Secara terpisah, Menteri Luar Negeri Inggris William Hague, Kamis, melakukan pembicaraan via telepon dengan Jenderal Abdel Fatah Yunis mengenai situasi di Libia. Jenderal Abdel Fatah Yunis merupakan mantan Menteri Dalam Negeri Libia yang membelot.
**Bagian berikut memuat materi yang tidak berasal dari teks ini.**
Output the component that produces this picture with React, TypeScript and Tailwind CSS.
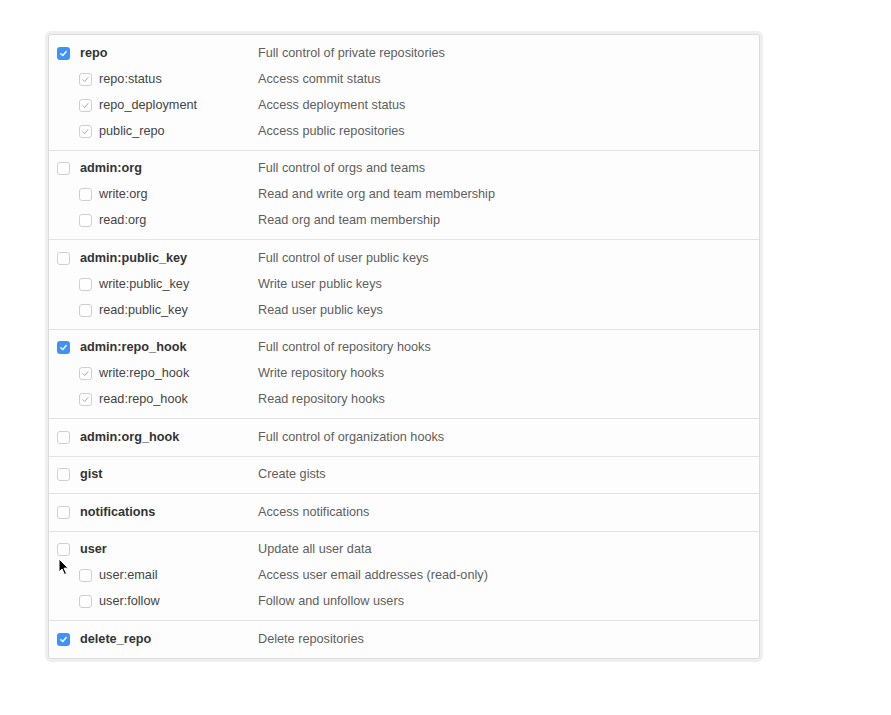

Inggris berupaya memperkuat hubungan dengan tokoh oposisi yang menentang kepemimpinan Moammar Khadafy.Yunis memperoleh penghormatan dari para pengunjuk rasa setelah membelot dan berpihak pada mereka dalam aksi protes di timur laut Benghazi.
 
"Mereka membicarakan tentang situasi terakhir di Libia, dampak yang dirasakan rakyat Libia, dan penyediaan bantuan kemanusiaan internasional," dikutip dari kantor Kementerian Luar Negeri Inggris. 
 
Inggris sangat prihatin dengan kekerasan yang terjadi di Libia, dan sedang memproses rencana untuk segala hal yang mungkin akan terjadi dengan semua sekutu, termasuk zona larangan terbang.
Perdana Menteri Inggris David Cameron telah menginstruksikan kepala militernya untuk mendalami kemungkinan penerapan zona larangan terbang di Libia.
 
Eropa dan Amerika Serikat, Kamis, mengirimkan pesawat, kapal, dan dana untuk membantu upaya evakuasi besar-besaran di perbatasan Tunisia dan Libia, dalam menjawab permintaan PBB untuk membantu ribuan orang yang ingin menghindari aksi kekerasan di Libia.
 
Sebagian besar dari ribuan orang yang berada di perbatasan adalah para pekerja migran laki-laki, sekitar 85 persen berasal dari Mesir, sementara yang lain berasal dari Bangladesh, China, dan Vietnam.